Ao afirmar que o evangelista Lucas era teólogo, os teólogos pentecostais costumam usar conclusões da Crítica da Redação, que é uma ferramenta do Método Histórico-Crítico. Embora seja verdade que essa ferramenta nasceu entre eruditos sem compromisso com a unidade, inspiração e autoridade das Escrituras, o seu uso não é necessariamente ruim. Vários exegetas conservadores usam conclusões da Crítica da Redação em seus comentários bíblicos, especialmente os mais técnicos. O teólogo conservador reformado D. A. Carson, por exemplo, faz uso com frequência da Crítica das Formas e da Crítica da Redação em seus livros O Comentário de Mateus e O Comentário de João lançados em português pela Shedd Publicações, uma editora conhecida pelo compromisso com a teologia evangélica clássica. O mesmo pode ser tido de outros exegetas conservadores como F. F. Bruce (1910–90), Craig L. Blomberg, Klyne Snodgrass, Douglas J. Moo, Darrell L. Bock, etc. A afirmação que o uso moderado de ferramentas do Método Histórico-Crítico faz do exegeta um “liberal” é ignorância pura e, normalmente, quem faz esse tipo de afirmação exaltada não está familiarizado com a própria erudição conservadora que diz defender.
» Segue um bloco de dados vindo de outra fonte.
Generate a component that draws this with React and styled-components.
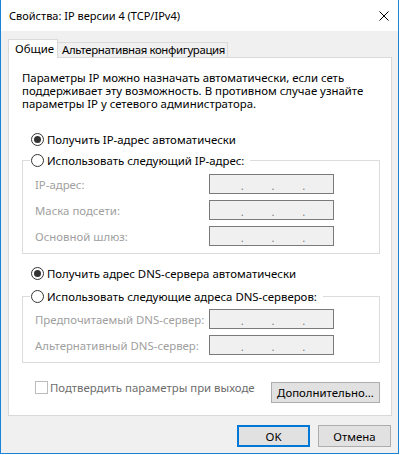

5. A Análise Narrativa é um veneno do pós-modernismo relativista.

A Bíblia é a Palavra de Deus, mas também é um livro escrito na pena de diversos homens. Mesmo sendo autoritativa, inerrante e inspirada pelo Espírito Santo, a Bíblia é uma obra de arte literária dentro da linguagem e cultura dos hebreus, aliás, ela é a maior obra de arte da literatura mundial já escrita. Na crítica aos estudos de análise narrativa, alguns cristãos parecem que confundem a Bíblia com o Alcorão. O livro sagrado dos muçulmanos, segundo dizem, veio de uma revelação em que todas as palavras foram ditadas de Alá para o profeta Muḥammad. Na teologia islâmica, o Alcorão é uma produção completamente “divina”. Na teologia cristã, a Bíblia, por outro lado, é “livro divino-humano no qual cada palavra é, ao mesmo tempo, divina e humana”2. Os evangélicos creem que a Bíblia é inspirada até mesmo em suas palavras, mas não acreditam em um ditado divino.

A análise da Bíblia como literatura e narrativa sempre esteve presente nos estudos hermenêuticos, mas esse modo de análise ganhou um salto a partir da década de 1960 nos Estados Unidos, especialmente quando os departamentos de Letras das grandes universidades seculares passaram a inserir o estudo da Bíblia em seus programas acadêmicos. A maior parte das Escritura é narrativa e o estudo nessa perspectiva não deve ser desprezado. “Enquanto o estudo histórico estava interessado no mundo referido pelo texto, o estudo literário direcionava sua atenção para o mundo construído no texto”3. A abordagem narrativa certamente é um complemento à análise histórica, filológica e gramatical.

O reconhecimento da Bíblia como literatura não mina a sua autoridade, pelo contrário, reconhece a sua beleza e majestade como o livro mais importante já escrito. É estranho como alguém pode achar normal, por exemplo, o uso da filologia na exegese da Bíblia enquanto, na outra ponta, rejeita a análise literária. Não há lógica nenhuma em abraçar a cientificidade de um enquanto despreza o outro. Esse uso seletivo das ciências humanas e sociais torna apenas a leitura da Bíblia e o seu estudo mais pobre e tal seletividade é imperdoável para quem se diz teólogo. Os teólogos pentecostais fazem um grande favor ao cristianismo quando buscam teologia nas narrativas bíblicas.

Notas e Referências:

1 Charles Taylor define imaginário social como “as formas nas quais as pessoas imaginam a sua existência social, como elas se combinam com os outros, como as coisas acontecem entre elas e seus pares, as expectativas que são geralmente satisfeitas e as noções e as imagens normativas mais profundas que subjazem a essas expectativas”. TAYLOR, Charles. Modern Social Imaginaries.1 ed. Durham: Duke University Press, 2004. p 211.

2 HORTON, Stanley M. (ed.) Teologia Sistemática: Uma Perspectiva Pentecostal. 1 ed. Rio de Janeiro: CPAD, 1996. p 85.

3 COOGAN, Michael D. (ed.). The New Oxford Annotated Bible with Apocrypha. 1 ed. Oxford: Oxford University Press, 2010. p 2227.